There’s gold in those librariesApril 11th, 2013
Registration for the Public Lending Right has now closed. It reopens on 1 January, 2014.
A pre-Christmas surprise
Just before Christmas many New Zealand authors receive a boost to their income in the shape of a payment from the Public Lending Right for New Zealand Authors fund.
Every year, registered authors get a payment from the $2 million fund, based on how many books are held in New Zealand’s public and tertiary libraries. Last year 1,699 authors received a payment ranging from under $100 to over $35,000.
John Calvert with money, 1950. Ref: 114/165/13-G.
Payments go to those who register
If you’re a New Zealand author, illustrator, or in some cases editor, you should be registered because this payment helps to compensate you for your books being held and enjoyed by New Zealanders in libraries.
Register (or re-register – you’ve got to do it every year) before April 30 to be in the pool. If you have at least 50 copies of your title in libraries, you’ll be included in the payment.
Once registration closes, we survey public and tertiary libraries around the country to estimate the number of copies of your title they have. The $2 million fund is then divided by the number of copies of books by registered authors, which gives a rate per book. Each author receives an amount based on the number of copies they have, multiplied by the book rate.
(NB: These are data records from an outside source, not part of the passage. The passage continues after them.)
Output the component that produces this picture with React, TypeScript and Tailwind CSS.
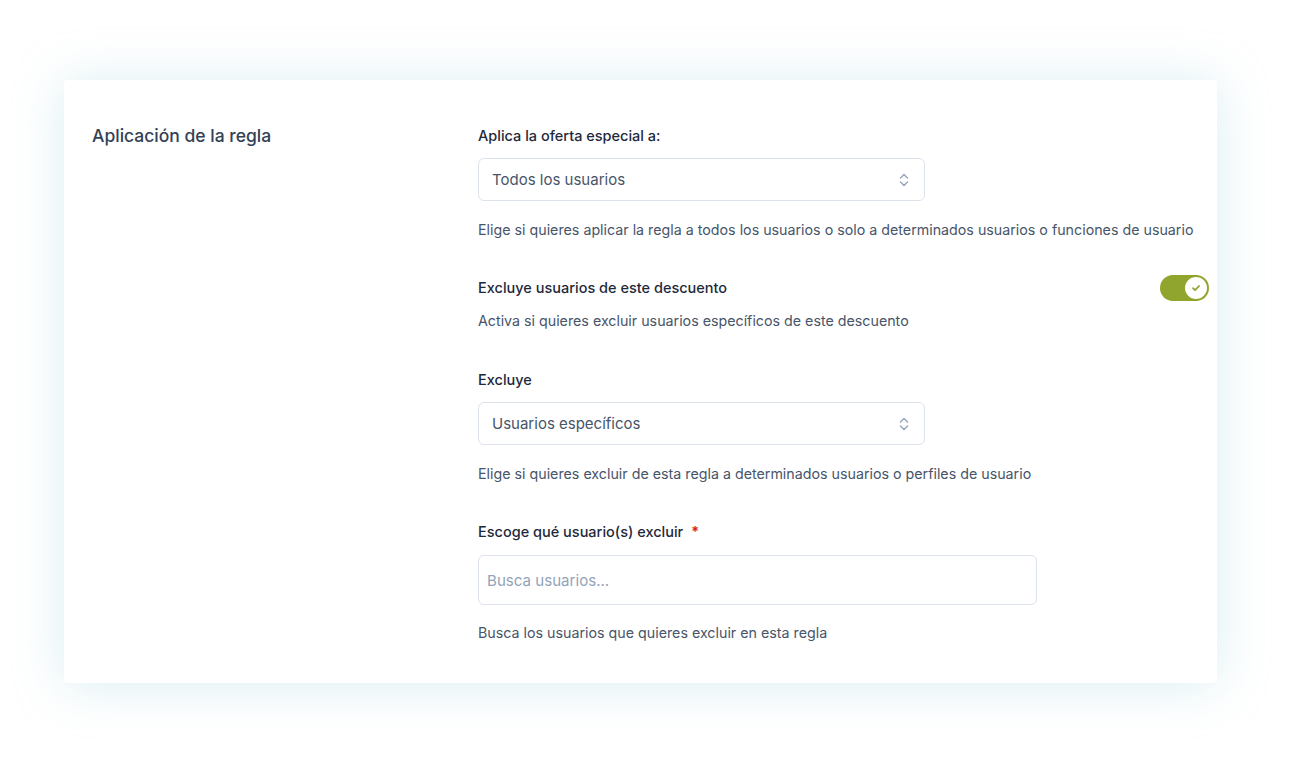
import React from 'react';

const font = { fontFamily: "Inter, 'Noto Sans', sans-serif" };

const Chevrons: React.FC = () => (
  <svg width="12" height="16" viewBox="0 0 12 16" fill="none" stroke="#94a3b8" strokeWidth={1.4} strokeLinecap="round" strokeLinejoin="round">
    <path d="M2.5 6 6 2.5 9.5 6" />
    <path d="M2.5 10 6 13.5 9.5 10" />
  </svg>
);

const Select: React.FC<{ value: string }> = ({ value }) => (
  <div className="w-[447px] h-[43px] rounded-md border border-[#dde3ea] bg-white flex items-center justify-between pl-[13px] pr-[14px]">
    <span className="text-[15px] text-[#475569] pt-[2px]">{value}</span>
    <Chevrons />
  </div>
);

const Label: React.FC<{ children: React.ReactNode }> = ({ children }) => (
  <div className="text-[14.5px] leading-5 font-medium text-[#1e293b]">{children}</div>
);

const Help: React.FC<{ children: React.ReactNode }> = ({ children }) => (
  <div className="text-[14.25px] leading-5 text-[#475569]">{children}</div>
);

const Toggle: React.FC = () => (
  <div className="w-[49px] h-[26px] rounded-full bg-[#8fa52d] flex items-center justify-end pr-[2px]">
    <div className="w-[22px] h-[22px] rounded-full bg-white flex items-center justify-center">
      <svg width="10" height="10" viewBox="0 0 10 10" fill="none" stroke="#8fa52d" strokeWidth={1.8} strokeLinecap="round" strokeLinejoin="round">
        <path d="M2 5.2 4.1 7.2 8 3" />
      </svg>
    </div>
  </div>
);

export default function App() {
  return (
    <div className="min-h-screen bg-white pt-[80px] pl-[64px]" style={font}>
      <div className="w-[1153px] bg-white rounded-sm shadow-[0_2px_50px_rgba(150,205,220,0.35)] flex pt-[44px] pb-[40px] pl-[28px] pr-[8px]">
        <div className="w-[386px] shrink-0">
          <h2 className="text-[17.5px] leading-6 font-medium text-[#334155]">Aplicación de la regla</h2>
        </div>
        <div className="flex-1 flex flex-col pt-[2px]">
          <Label>Aplica la oferta especial a:</Label>
          <div className="mt-[12px]">
            <Select value="Todos los usuarios" />
          </div>
          <div className="mt-[19px]">
            <Help>Elige si quieres aplicar la regla a todos los usuarios o solo a determinados usuarios o funciones de usuario</Help>
          </div>

          <div className="mt-[35px] flex items-center justify-between h-[26px]">
            <Label>Excluye usuarios de este descuento</Label>
            <Toggle />
          </div>
          <div className="mt-[10px]">
            <Help>Activa si quieres excluir usuarios específicos de este descuento</Help>
          </div>

          <div className="mt-[39px]">
            <Label>Excluye</Label>
          </div>
          <div className="mt-[12px]">
            <Select value="Usuarios específicos" />
          </div>
          <div className="mt-[19px]">
            <Help>Elige si quieres excluir de esta regla a determinados usuarios o perfiles de usuario</Help>
          </div>

          <div className="mt-[38px] flex items-center gap-[8px]">
            <Label>Escoge qué usuario(s) excluir</Label>
            <span className="text-[#e11d2a] text-[14px] font-bold leading-5">*</span>
          </div>
          <div className="mt-[13px]">
            <input
              placeholder="Busca usuarios..."
              className="w-[559px] h-[50px] rounded-md border border-[#dde3ea] px-[8px] text-[15.1px] text-[#475569] placeholder:text-[#94a3b8] outline-none"
            />
          </div>
          <div className="mt-[18px]">
            <Help>Busca los usuarios que quieres excluir en esta regla</Help>
          </div>
        </div>
      </div>
    </div>
  );
}
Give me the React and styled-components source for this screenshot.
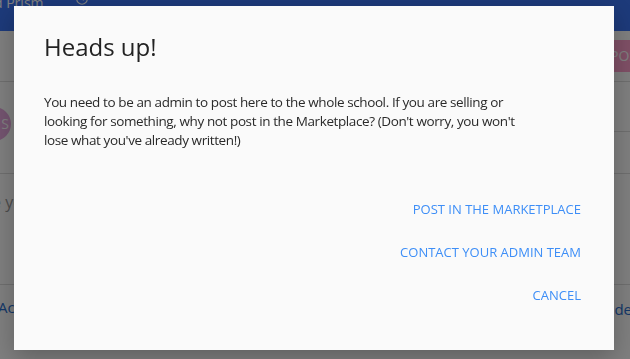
import React from 'react'
import styled, { createGlobalStyle } from 'styled-components'

const GlobalStyle = createGlobalStyle`
  html, body {
    margin: 0;
    padding: 0;
    background: #ffffff;
    font-family: "Open Sans", "Liberation Sans", sans-serif;
    overflow: hidden;
  }
`

const Page = styled.div`
  width: 630px;
  height: 359px;
  display: flex;
  flex-direction: column;
  background: #ffffff;
`

const Header = styled.div`
  height: 31px;
  flex: none;
  background: #3a74f4;
  display: flex;
  align-items: flex-start;
  gap: 31px;
  overflow: hidden;
`

const HeaderTitle = styled.span`
  margin-top: -7px;
  margin-left: -6px;
  color: #ffffff;
  font-size: 14px;
  line-height: 20px;
  white-space: nowrap;
`

const ClockIcon = styled.svg`
  margin-top: -8px;
  width: 14px;
  height: 14px;
  color: #ffffff;
`

const Row = styled.div`
  height: ${p => p.$height}px;
  flex: none;
  border-bottom: 1px solid #dddddd;
  display: flex;
  align-items: ${p => p.$align || 'center'};
  justify-content: ${p => p.$justify || 'space-between'};
  overflow: hidden;
`

const PostButton = styled.div`
  margin-right: -50px;
  width: 70px;
  height: 32px;
  border-radius: 3px;
  background: #ff9fcc;
  color: #ffffff;
  font-size: 14px;
  line-height: 32px;
  padding-left: 10px;
`

const Avatar = styled.div`
  margin-left: -23px;
  margin-top: -8px;
  width: 34px;
  height: 34px;
  border-radius: 50%;
  background: #e8a8e0;
  color: #ffffff;
  font-size: 14px;
  line-height: 34px;
  text-align: right;
  padding-right: 2px;
  box-sizing: border-box;
`

const SideColumn = styled.div`
  align-self: stretch;
  width: 20px;
  display: flex;
  flex-direction: column;
`

const SideCell = styled.div`
  height: ${p => p.$height}px;
  border-bottom: 1px solid #dddddd;
`

const Placeholder = styled.span`
  margin-left: -8px;
  margin-top: 17px;
  color: #999999;
  font-size: 16px;
  white-space: nowrap;
`

const LinkText = styled.span`
  margin-top: ${p => p.$top}px;
  color: #2a6fd0;
  font-size: 15px;
  white-space: nowrap;
`

const Backdrop = styled.div`
  position: fixed;
  inset: 0;
  background: rgba(0, 0, 0, 0.5);
  display: flex;
  align-items: flex-start;
  justify-content: flex-start;
  padding: 6px 0 0 14px;
`

const Dialog = styled.div`
  width: 600px;
  height: 344px;
  box-sizing: border-box;
  background: #fafafa;
  padding: 24px 25px 24px 30px;
  display: flex;
  flex-direction: column;
  box-shadow: 0 8px 24px rgba(0, 0, 0, 0.25);
`

const Title = styled.h2`
  margin: 0 0 30px;
  font-size: 24px;
  font-weight: 400;
  line-height: normal;
  color: #222222;
`

const Message = styled.p`
  margin: 0;
  max-width: 486px;
  font-size: 13.5px;
  letter-spacing: -0.4px;
  line-height: 19px;
  color: #2a2a2a;
`

const Actions = styled.div`
  margin-top: 38px;
  display: flex;
  flex-direction: column;
  align-items: flex-end;
`

const ActionButton = styled.button`
  border: none;
  background: transparent;
  padding: 12px 8px;
  font-family: "Open Sans", "Liberation Sans", sans-serif;
  font-size: 13px;
  line-height: 19px;
  text-transform: uppercase;
  color: #3d8ef7;
  cursor: pointer;
`

export default function App() {
  return (
    <>
      <GlobalStyle />
      <Page>
        <Header>
          <HeaderTitle>d Prism</HeaderTitle>
          <ClockIcon viewBox="0 0 24 24" fill="none" stroke="currentColor" strokeWidth="2">
            <circle cx="12" cy="12" r="9" />
            <path d="M12 7v5l3 2" />
          </ClockIcon>
        </Header>
        <Row $height={50} $justify="flex-end">
          <PostButton>POST</PostButton>
        </Row>
        <Row $height={91}>
          <Avatar>S</Avatar>
          <SideColumn>
            <SideCell $height={49} />
          </SideColumn>
        </Row>
        <Row $height={110} $align="flex-start">
          <Placeholder>e your</Placeholder>
        </Row>
        <Row $height={76} $align="flex-start">
          <LinkText $top={12} style={{ marginLeft: -2 }}>Ac</LinkText>
          <LinkText $top={14} style={{ marginRight: -2 }}>de</LinkText>
        </Row>
      </Page>
      <Backdrop>
        <Dialog role="dialog">
          <Title>Heads up!</Title>
          <Message>
            You need to be an admin to post here to the whole school. If you are selling or
            looking for something, why not post in the Marketplace? (Don't worry, you won't
            lose what you've already written!)
          </Message>
          <Actions>
            <ActionButton>Post in the Marketplace</ActionButton>
            <ActionButton>Contact your admin team</ActionButton>
            <ActionButton>Cancel</ActionButton>
          </Actions>
        </Dialog>
      </Backdrop>
    </>
  )
}
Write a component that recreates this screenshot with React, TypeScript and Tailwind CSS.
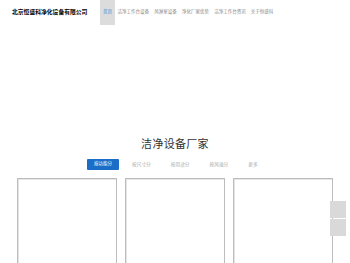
const nav = ['洁净工作台设备', '风淋室设备', '净化厂家优势', '洁净工作台资讯', '关于恒盛科']
const tabs = ['按尺寸分', '按用途分', '按风速分', '更多']

export default function App() {
  return (
    <div className="w-[350px] h-[263px] overflow-hidden bg-white relative font-['Liberation_Sans','Noto_Sans_CJK_SC',sans-serif]">
      <header className="h-[25px] flex items-center">
        <div className="ml-[12px] w-[76px] text-[5.8px] font-bold text-black whitespace-nowrap">北京恒盛科净化设备有限公司</div>
        <nav className="ml-[12px] flex items-stretch h-full">
          <div className="w-[15px] bg-[#dcdcdc] flex items-center justify-center text-[4.5px] text-[#3b8fd8]">首页</div>
          {nav.map((n) => (
            <div key={n} className="flex items-center px-[2.6px] text-[4.5px] text-[#888] whitespace-nowrap">{n}</div>
          ))}
        </nav>
      </header>

      <section className="mt-[112px] flex flex-col items-center">
        <h2 className="text-[11px] leading-[14px] text-[#333] font-normal tracking-[0.3px]">洁净设备厂家</h2>
        <div className="mt-[8px] ml-[87px] self-start flex items-center">
          <div className="w-[32px] h-[11px] bg-[#1a6ec8] rounded-[1px] flex items-center justify-center text-[4.5px] text-white">按功能分</div>
          <div className="ml-[13px] flex items-center gap-[20px]">
            {tabs.map((t) => (
              <div key={t} className="text-[4.7px] text-[#aaa] whitespace-nowrap">{t}</div>
            ))}
          </div>
        </div>
      </section>

      <div className="mt-[8px] ml-[17px] flex gap-[8px]">
        {[0, 1, 2].map((i) => (
          <div key={i} className="w-[100px] h-[90px] border border-[#bdbdbd] shadow-[inset_1px_1px_0_#e5e5e5]" />
        ))}
      </div>

      <div className="absolute right-[4px] top-[201px] flex flex-col gap-[1px]">
        <div className="w-[16px] h-[17px] bg-[#d9d9d9]" />
        <div className="w-[16px] h-[17px] bg-[#d9d9d9]" />
      </div>
    </div>
  )
}
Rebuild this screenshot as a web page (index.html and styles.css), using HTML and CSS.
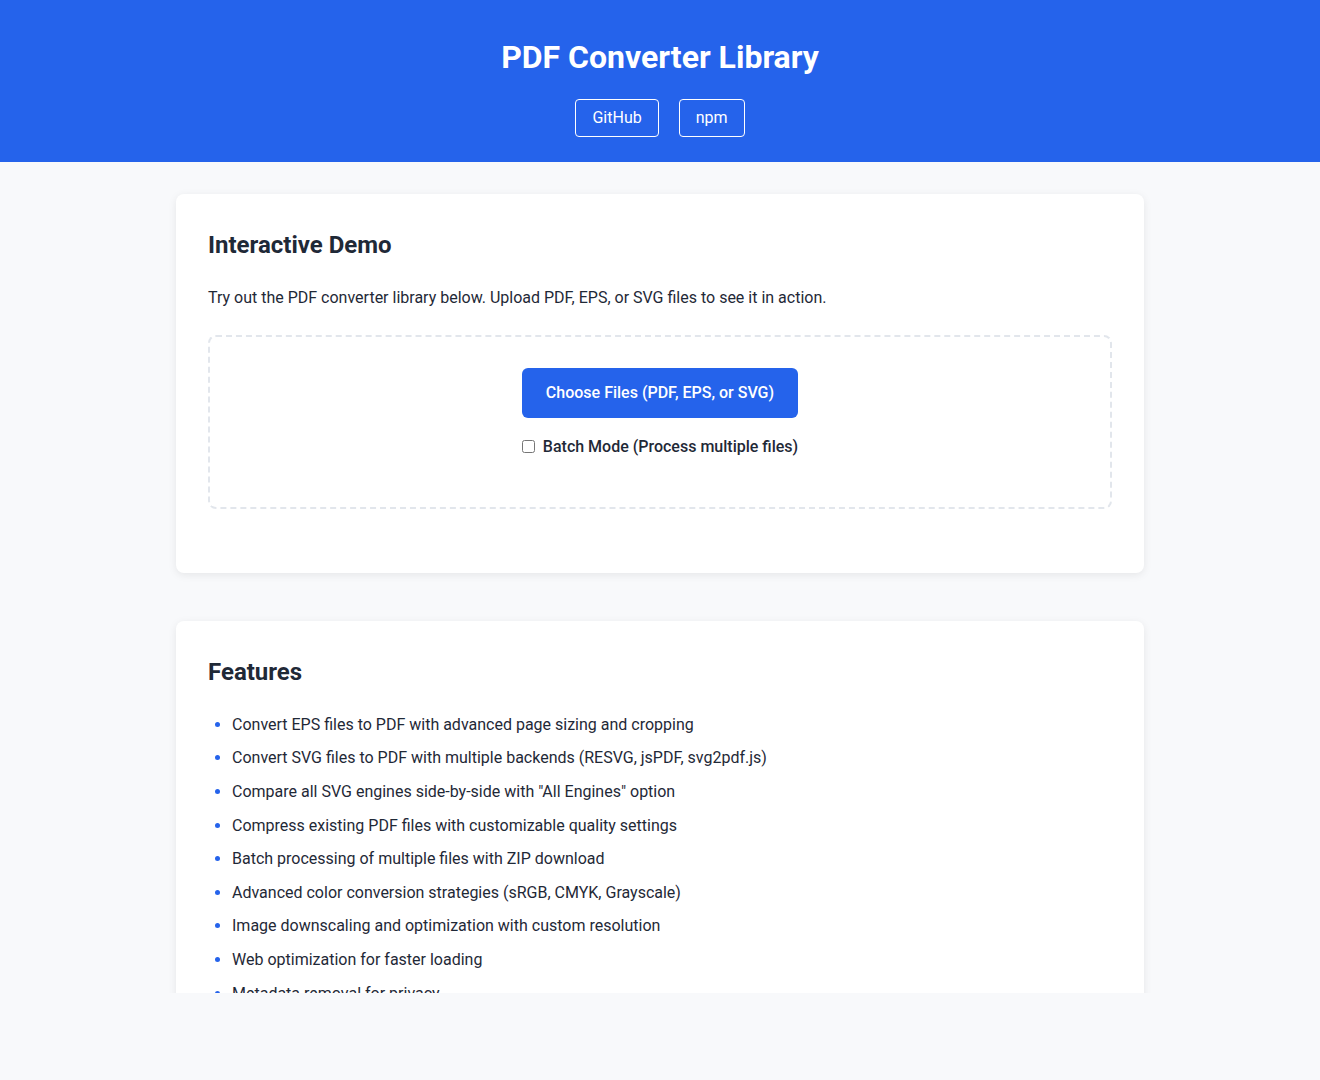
FILE: index.html
```html
<!DOCTYPE html>
<html lang="en">
<head>
<meta charset="utf-8">
<title>PDF Converter Library</title>
<link rel="stylesheet" href="styles.css">
</head>
<body>
<div class="viewport">
  <header class="site-header">
    <h1 class="site-title">PDF Converter Library</h1>
    <nav class="header-links">
      <a class="header-link" href="#">GitHub</a>
      <a class="header-link" href="#">npm</a>
    </nav>
  </header>
  <main class="main">
    <section class="card">
      <h2 class="card-title">Interactive Demo</h2>
      <p class="card-text">Try out the PDF converter library below. Upload PDF, EPS, or SVG files to see it in action.</p>
      <div class="dropzone">
        <button class="primary-btn" type="button">Choose Files (PDF, EPS, or SVG)</button>
        <label class="batch-label"><input type="checkbox" class="batch-check"> Batch Mode (Process multiple files)</label>
      </div>
    </section>
    <section class="card">
      <h2 class="card-title feature-card-title">Features</h2>
      <ul class="feature-list">
        <li>Convert EPS files to PDF with advanced page sizing and cropping</li>
        <li>Convert SVG files to PDF with multiple backends (RESVG, jsPDF, svg2pdf.js)</li>
        <li>Compare all SVG engines side-by-side with "All Engines" option</li>
        <li>Compress existing PDF files with customizable quality settings</li>
        <li>Batch processing of multiple files with ZIP download</li>
        <li>Advanced color conversion strategies (sRGB, CMYK, Grayscale)</li>
        <li>Image downscaling and optimization with custom resolution</li>
        <li>Web optimization for faster loading</li>
        <li>Metadata removal for privacy</li>
        <li>Font embedding and subsetting options</li>
        <li>Works entirely in the browser, no server required</li>
      </ul>
    </section>
  </main>
</div>
</body>
</html>
```
FILE: styles.css
```css
* { box-sizing: border-box; }
html, body { margin: 0; padding: 0; }
body {
  background: #f8f9fb;
  font-family: Roboto, "Liberation Sans", Arial, sans-serif;
  color: #1f2937;
  line-height: 1.6;
  font-size: 16px;
}
.viewport {
  height: 993px;
  overflow: hidden;
}
.site-header {
  background: #2563eb;
  color: #fff;
  text-align: center;
  padding: 32px 16px 25px;
}
.site-title {
  margin: 0 0 16px;
  font-size: 32px;
  font-weight: 700;
  line-height: 1.6;
}
.header-links {
  display: flex;
  justify-content: center;
  gap: 20px;
}
.header-link {
  color: #fff;
  text-decoration: none;
  border: 1px solid #fff;
  border-radius: 4px;
  padding: 5px 16px;
  font-size: 16px;
  line-height: 25.6px;
}
.main {
  max-width: 968px;
  margin: 32px auto 0;
  display: flex;
  flex-direction: column;
  gap: 48px;
}
.card {
  background: #fff;
  border-radius: 8px;
  padding: 32px;
  box-shadow: 0 2px 8px rgba(0, 0, 0, 0.08);
}
.card-title {
  margin: 0 0 21px;
  font-size: 24px;
  font-weight: 700;
  line-height: 1.6;
  color: #1f2937;
}
.feature-card-title {
  margin-bottom: 20px;
}
.card-text {
  margin: 0 0 24px;
}
.dropzone {
  border: 2px dashed #e2e6ec;
  border-radius: 8px;
  padding: 31px 32px 48px;
  margin-bottom: 32px;
  display: flex;
  flex-direction: column;
  align-items: center;
}
.primary-btn {
  background: #2563eb;
  color: #fff;
  border: none;
  border-radius: 6px;
  height: 50px;
  padding: 0 24px;
  font-family: inherit;
  font-size: 16px;
  font-weight: 500;
  line-height: 26px;
}
.batch-label {
  margin-top: 16px;
  display: flex;
  align-items: center;
  gap: 5px;
  font-weight: 500;
}
.batch-check {
  width: 13px;
  height: 13px;
  margin: 0 3px 0 0;
}
.feature-list {
  margin: 0;
  padding-left: 24px;
}
.feature-list li {
  margin-bottom: 8px;
}
.feature-list li::marker {
  color: #2563eb;
}
```
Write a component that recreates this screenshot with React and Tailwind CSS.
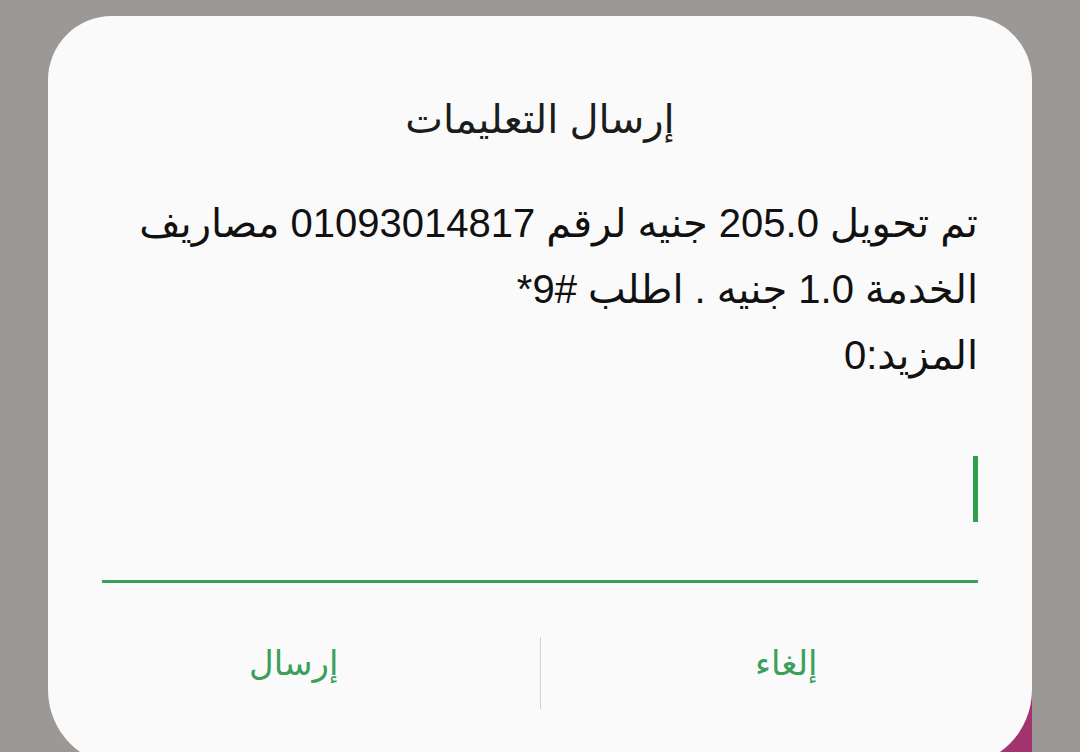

Registration then reopens on January 1, and the cycle begins again. This year we’re developing a new survey instrument with the help of Statistics New Zealand, making the survey more flexible.
A longstanding scheme that’s changing
Celebrating 40 years in existence this year, PLR (formerly called the Authors’ Fund) is well-established, having been around since 1973, when it was administered by the QEII Arts Council.
It has since been administered by the Department of Internal Affairs (DIA) and Creative New Zealand, and is now looked after by us at the National Library, part of DIA.
(By comparison, the UK’s PLR scheme is only being brought into the British Library this coming October, after years as a small independent office in Stockton.)
The rewards to authors who register with the fund can be considerable. Earnings are not capped and the fund is divided on the number of titles which are held in libraries. Since today’s libraries are about providing what their patrons are after, if your book meets readers’ needs it will be purchased for library collections, and you’ll be paid accordingly.
We are always watching the trends in publishing, in particular the emergence of electronic publishing. For now the Public Lending Right does not include electronic books, but the PLR Advisory Committee will be considering if and how to include them as their use in libraries increases.